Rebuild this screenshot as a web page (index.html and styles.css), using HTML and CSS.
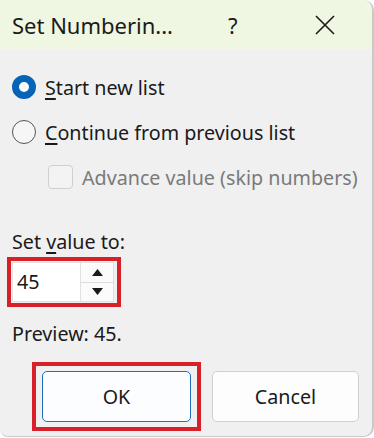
FILE: index.html
```html
<!DOCTYPE html>
<html>
<head>
<meta charset="utf-8">
<link rel="stylesheet" href="styles.css">
</head>
<body>
<div class="dialog">
  <div class="titlebar">
    <span class="title">Set Numberin...</span>
    <span class="help">?</span>
    <span class="close">
      <svg width="20" height="20" viewBox="0 0 20 20"><path d="M1 1 L19 19 M19 1 L1 19" stroke="#1a1a1a" stroke-width="1.6" fill="none"/></svg>
    </span>
  </div>
  <div class="body">
    <div class="option">
      <span class="radio checked"></span>
      <span class="label"><u>S</u>tart new list</span>
    </div>
    <div class="option">
      <span class="radio"></span>
      <span class="label"><u>C</u>ontinue from previous list</span>
    </div>
    <div class="option sub">
      <span class="checkbox"></span>
      <span class="label disabled">Advance value (skip numbers)</span>
    </div>
    <div class="field-label">Set <u>v</u>alue to:</div>
    <div class="highlight spin-wrap">
      <div class="spin">
        <span class="value">45</span>
        <span class="arrows">
          <span class="arrow up"><svg width="11" height="7" viewBox="0 0 11 7"><path d="M0 7 L5.5 0 L11 7 Z" fill="#1a1a1a"/></svg></span>
          <span class="arrow down"><svg width="11" height="7" viewBox="0 0 11 7"><path d="M0 0 L5.5 7 L11 0 Z" fill="#1a1a1a"/></svg></span>
        </span>
      </div>
    </div>
    <div class="preview">Preview: 45.</div>
    <div class="buttons">
      <div class="highlight ok-wrap">
        <div class="btn primary">OK</div>
      </div>
      <div class="btn cancel">Cancel</div>
    </div>
  </div>
</div>
</body>
</html>
```

FILE: styles.css
```css
html, body {
  margin: 0;
  padding: 0;
  background: #ffffff;
}
body {
  width: 374px;
  height: 438px;
  overflow: hidden;
  font-family: "Noto Sans", "Open Sans", sans-serif;
  color: #1a1a1a;
}
.dialog {
  width: 374px;
  height: 437px;
  background: #f0f0f0;
  border-right: 2px solid #c9c9c9;
  border-bottom: 1px solid #c9c9c9;
  border-radius: 0 10px 10px 8px;
  overflow: hidden;
  box-sizing: border-box;
}
.titlebar {
  height: 50px;
  background: #eff6e1;
  display: flex;
  align-items: center;
  padding-left: 12px;
  font-size: 22px;
}
.title {
  width: 216px;
}
.help {
  width: 87px;
  font-size: 22px;
}
.close {
  display: flex;
  align-items: center;
}
.body {
  padding: 25px 0 0 12px;
  font-size: 19.7px;
}
.option {
  display: flex;
  align-items: center;
  height: 24px;
  margin-bottom: 21px;
}
.option.sub {
  margin-left: 36px;
  margin-bottom: 0;
  height: 24px;
}
.radio {
  width: 24px;
  height: 24px;
  box-sizing: border-box;
  border-radius: 50%;
  border: 1.5px solid #555;
  background: #f6f6f6;
  margin-right: 9px;
  flex: none;
}
.radio.checked {
  border: 7px solid #0563b8;
  background: #fff;
}
.checkbox {
  width: 25px;
  height: 24px;
  box-sizing: border-box;
  border: 1px solid #cfcfcf;
  border-radius: 4px;
  background: #f3f3f3;
  margin-right: 9px;
  flex: none;
}
.label u, .field-label u {
  text-decoration-thickness: 1.5px;
  text-underline-offset: 3px;
}
.label.disabled {
  color: #7a7a7a;
}
.field-label {
  margin-top: 40px;
  line-height: 26px;
}
.highlight {
  border: 4px solid #d8202a;
}
.spin-wrap {
  margin-top: 2px;
  margin-left: -5px;
  width: 104px;
  height: 40px;
  padding: 1px;
  background: #f0f0f0;
}
.spin {
  width: 102px;
  height: 40px;
  background: #ffffff;
  border: 1px solid #e0e0e0;
  display: flex;
  box-sizing: border-box;
}
.value {
  flex: 1;
  line-height: 38px;
  padding-left: 4px;
}
.arrows {
  width: 32px;
  display: flex;
  flex-direction: column;
  border-left: 1px solid #e0e0e0;
}
.arrow {
  flex: 1;
  display: flex;
  align-items: center;
  justify-content: center;
  background: #fbfbfb;
}
.arrow.up {
  border-bottom: 1px solid #dcdcdc;
}
.preview {
  margin-top: 14px;
  line-height: 26px;
}
.buttons {
  display: flex;
  align-items: center;
  margin-top: 15px;
  margin-left: 20px;
}
.ok-wrap {
  width: 161px;
  height: 61px;
  display: flex;
  align-items: center;
  justify-content: center;
  margin-right: 11px;
}
.btn {
  width: 149px;
  height: 51px;
  box-sizing: border-box;
  background: #fdfdfd;
  border: 1px solid #d0d0d0;
  border-radius: 5px;
  display: flex;
  align-items: center;
  justify-content: center;
}
.btn.cancel {
  width: 147px;
}
.btn.primary {
  border: 1px solid #1f6fc0;
  background: #fcfdff;
}
```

> Stated goal:
Copy every line of the data exactly as written, excluding the pictures.

> Problem solution:
Rebuild this screenshot as a web page (index.html and styles.css), using HTML and CSS.
FILE: index.html
```html
<!DOCTYPE html>
<html>
<head>
<meta charset="utf-8">
<link rel="stylesheet" href="styles.css">
</head>
<body>
<div class="dialog">
  <div class="titlebar">
    <span class="title">Set Numberin...</span>
    <span class="help">?</span>
    <span class="close">
      <svg width="20" height="20" viewBox="0 0 20 20"><path d="M1 1 L19 19 M19 1 L1 19" stroke="#1a1a1a" stroke-width="1.6" fill="none"/></svg>
    </span>
  </div>
  <div class="body">
    <div class="option">
      <span class="radio checked"></span>
      <span class="label"><u>S</u>tart new list</span>
    </div>
    <div class="option">
      <span class="radio"></span>
      <span class="label"><u>C</u>ontinue from previous list</span>
    </div>
    <div class="option sub">
      <span class="checkbox"></span>
      <span class="label disabled">Advance value (skip numbers)</span>
    </div>
    <div class="field-label">Set <u>v</u>alue to:</div>
    <div class="highlight spin-wrap">
      <div class="spin">
        <span class="value">45</span>
        <span class="arrows">
          <span class="arrow up"><svg width="11" height="7" viewBox="0 0 11 7"><path d="M0 7 L5.5 0 L11 7 Z" fill="#1a1a1a"/></svg></span>
          <span class="arrow down"><svg width="11" height="7" viewBox="0 0 11 7"><path d="M0 0 L5.5 7 L11 0 Z" fill="#1a1a1a"/></svg></span>
        </span>
      </div>
    </div>
    <div class="preview">Preview: 45.</div>
    <div class="buttons">
      <div class="highlight ok-wrap">
        <div class="btn primary">OK</div>
      </div>
      <div class="btn cancel">Cancel</div>
    </div>
  </div>
</div>
</body>
</html>
```

FILE: styles.css
```css
html, body {
  margin: 0;
  padding: 0;
  background: #ffffff;
}
body {
  width: 374px;
  height: 438px;
  overflow: hidden;
  font-family: "Noto Sans", "Open Sans", sans-serif;
  color: #1a1a1a;
}
.dialog {
  width: 374px;
  height: 437px;
  background: #f0f0f0;
  border-right: 2px solid #c9c9c9;
  border-bottom: 1px solid #c9c9c9;
  border-radius: 0 10px 10px 8px;
  overflow: hidden;
  box-sizing: border-box;
}
.titlebar {
  height: 50px;
  background: #eff6e1;
  display: flex;
  align-items: center;
  padding-left: 12px;
  font-size: 22px;
}
.title {
  width: 216px;
}
.help {
  width: 87px;
  font-size: 22px;
}
.close {
  display: flex;
  align-items: center;
}
.body {
  padding: 25px 0 0 12px;
  font-size: 19.7px;
}
.option {
  display: flex;
  align-items: center;
  height: 24px;
  margin-bottom: 21px;
}
.option.sub {
  margin-left: 36px;
  margin-bottom: 0;
  height: 24px;
}
.radio {
  width: 24px;
  height: 24px;
  box-sizing: border-box;
  border-radius: 50%;
  border: 1.5px solid #555;
  background: #f6f6f6;
  margin-right: 9px;
  flex: none;
}
.radio.checked {
  border: 7px solid #0563b8;
  background: #fff;
}
.checkbox {
  width: 25px;
  height: 24px;
  box-sizing: border-box;
  border: 1px solid #cfcfcf;
  border-radius: 4px;
  background: #f3f3f3;
  margin-right: 9px;
  flex: none;
}
.label u, .field-label u {
  text-decoration-thickness: 1.5px;
  text-underline-offset: 3px;
}
.label.disabled {
  color: #7a7a7a;
}
.field-label {
  margin-top: 40px;
  line-height: 26px;
}
.highlight {
  border: 4px solid #d8202a;
}
.spin-wrap {
  margin-top: 2px;
  margin-left: -5px;
  width: 104px;
  height: 40px;
  padding: 1px;
  background: #f0f0f0;
}
.spin {
  width: 102px;
  height: 40px;
  background: #ffffff;
  border: 1px solid #e0e0e0;
  display: flex;
  box-sizing: border-box;
}
.value {
  flex: 1;
  line-height: 38px;
  padding-left: 4px;
}
.arrows {
  width: 32px;
  display: flex;
  flex-direction: column;
  border-left: 1px solid #e0e0e0;
}
.arrow {
  flex: 1;
  display: flex;
  align-items: center;
  justify-content: center;
  background: #fbfbfb;
}
.arrow.up {
  border-bottom: 1px solid #dcdcdc;
}
.preview {
  margin-top: 14px;
  line-height: 26px;
}
.buttons {
  display: flex;
  align-items: center;
  margin-top: 15px;
  margin-left: 20px;
}
.ok-wrap {
  width: 161px;
  height: 61px;
  display: flex;
  align-items: center;
  justify-content: center;
  margin-right: 11px;
}
.btn {
  width: 149px;
  height: 51px;
  box-sizing: border-box;
  background: #fdfdfd;
  border: 1px solid #d0d0d0;
  border-radius: 5px;
  display: flex;
  align-items: center;
  justify-content: center;
}
.btn.cancel {
  width: 147px;
}
.btn.primary {
  border: 1px solid #1f6fc0;
  background: #fcfdff;
}
```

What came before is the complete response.